Cette 60e édition intitulée « Stranieri Ovunque – Foreigners Everywhere » fait office de grande première à bien des égards. La programmation se fait un hymne aux « immigrants, expatriés, diasporiques, émigrés, exilés et réfugiés ». Elle s’annonce même comme un défi dans un contexte sociopolitique et historique de plus en plus extrême. Cette année, 332 artistes sont représentés, issus de 90 pays dont quatre participent pour la première fois (Bénin, Éthiopie, Tanzanie, Timor-Leste) et trois via leur propre pavillon (Nicaragua, Panama, Sénégal). Une hausse nette, en comparaison avec les 213 artistes présents en 2022. 

À la tête de cette sélection éclectique 2024 : Adriano Pedrosa.

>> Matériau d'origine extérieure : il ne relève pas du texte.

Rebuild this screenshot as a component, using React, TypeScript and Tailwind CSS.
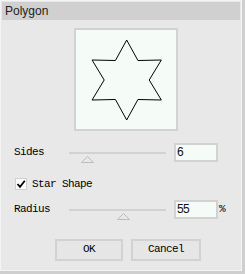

Le Brésilien de 59 ans devient le premier commissaire latino-américain à occuper cette fonction. L’approche progressiste de cet actuel directeur du Musée d’Art de São Paulo (MASP) s’est toujours concentrée sur différents types de marginalités socioculturelles, concevant des expositions phares, notamment celles de la Biennale de São Paulo (1998 et 2006) et d’Istanbul (2011). Sa série au long cours Histórias a révolutionné le MASP, fondé par le magnat de la presse Assis Chateaubriand, en sondant les thèmes de l’enfance, de la sexualité, de la diaspora africaine, du féminisme et des complexités de l’histoire brésilienne. Pas étonnant donc que sa vision curatoriale étende la portée de la Biennale de Venise.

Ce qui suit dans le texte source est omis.